I hope I have not spoken with any undue warmth on this subject. In the subjects of the British Empire Mahom-medans are larger in number than Christians. Next to Hindus come the Mahommedans and after them the Christians, numerically. When I remember the disastrous and deplorable results that have ensued—it may not be true, I do not know—from the impression created—I myself shared it—that not only the Government, but the House of Commons reflected the English feeling that they are pro-Greek and therefore anti-Turk; when I reflected on the mischief that this has done and upon the fact that 50,000,000 to 60,000,000 of Mahommedans who were our friends to a man in India, were men on whom we could count to be our truest friends, had now joined with the seditious section of the Hindus; when I reflect that that has been the result of this deplorable impression, that it has spread also with disastrous results into Egypt, so that we have banded against us one of the greatest religions of the world—when I see that that is the result of the policy pursued I am full of alarm and apprehension, and on no occasion will I omit to lift my voice against this policy and to speak on behalf of the oppressed Turks and their cousins the Indian Mahommedans.

Captain COOTE

The hon. Member who has just spoken is doing no good service to the Empire or to the cause of the Moslems in India by making the sort of speech he has just delivered, for all of what he has said to-day will be assiduously reported to the Khilafat agitation in India, and will be used as an efficient instrument of propaganda. The proof of the importance of this question lies in the reflection that speeches such as those of the two hon. Members who have just spoken have been made in this House for at least a quarter of a century, and that the Near Eastern question still remains in the same position of acute danger as when they first raised it in this House. The hon. Member for the Scotland Division (Mr. T. P. O'Connor) and the hon. Baronet who has just spoken said one thing with which I heartily agree. That was the suggestion that Allied officers should be sent out at once to supervise whatever arrangements may result from the Armistice, which apparently is to be accepted by both sides in these regions.

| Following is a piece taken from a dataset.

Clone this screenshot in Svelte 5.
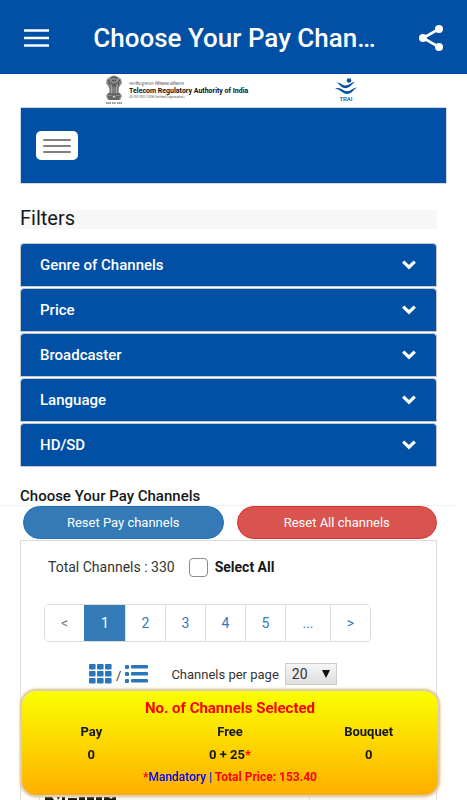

It is most unwise for people in this country to take sides on this question. We should realise the limitation of our powers in relation to this question. We should not exalt it into either a religious or a colour question. Otherwise we shall only intensify those evils which we are seeking to cure. The reports of disturbances which have already reached this country only confirm the impression which must be held by every intelligent observer in this country, that if we are to prevent a recurrence of the appalling cycle of reciprocal massacres which have disgraced the Near East for so long, we must take steps at once.

Unfortunately the mental processes of those who are in charge of the Foreign Office seem to be rather slow. In an answer given by the Under-Secretary of State for Foreign Affairs last month he said that arrangements for assuring order during the evacuation tad been elaborated by the Allied military authorities under Marshal Foch, and he added that he could not at present describe them in detail. Those of us who feel sincerely upon this subject insist upon having in detail now what those arrangements are, if it is possible to state the details, because we are convinced, from all the information that reaches us and from hints which appear in the Press, that if this question is to be settled satisfactorily there is no time to be lost in sending out people who, though it is true they cannot prevent the massacres if such are to occur, will at least give that publicity to the details which will be worth a good deal both in informing the public outside those regions and in preventing this sort of behaviour continuing with impunity. If we are to arrive at a sincerely peaceful solution of this question; nay, more, if we are to give that body which, under the Paris decisions, is to be entrusted with the permanent pacification of those regions—if we are to give the League of Nations a chance to carry out the duties with which it is to be entrusted, we ought to give them a task which is possible and not impossible. That is why I say it is incumbent upon us at this moment to send out men to those districts who will be neither Turkophil or Turko-phobe or Grecophil or Grecophobe, but men who will have the confidence of both sides, who can speak the language of both sides, and who will be able to have a proper appreciation of affairs on the spot.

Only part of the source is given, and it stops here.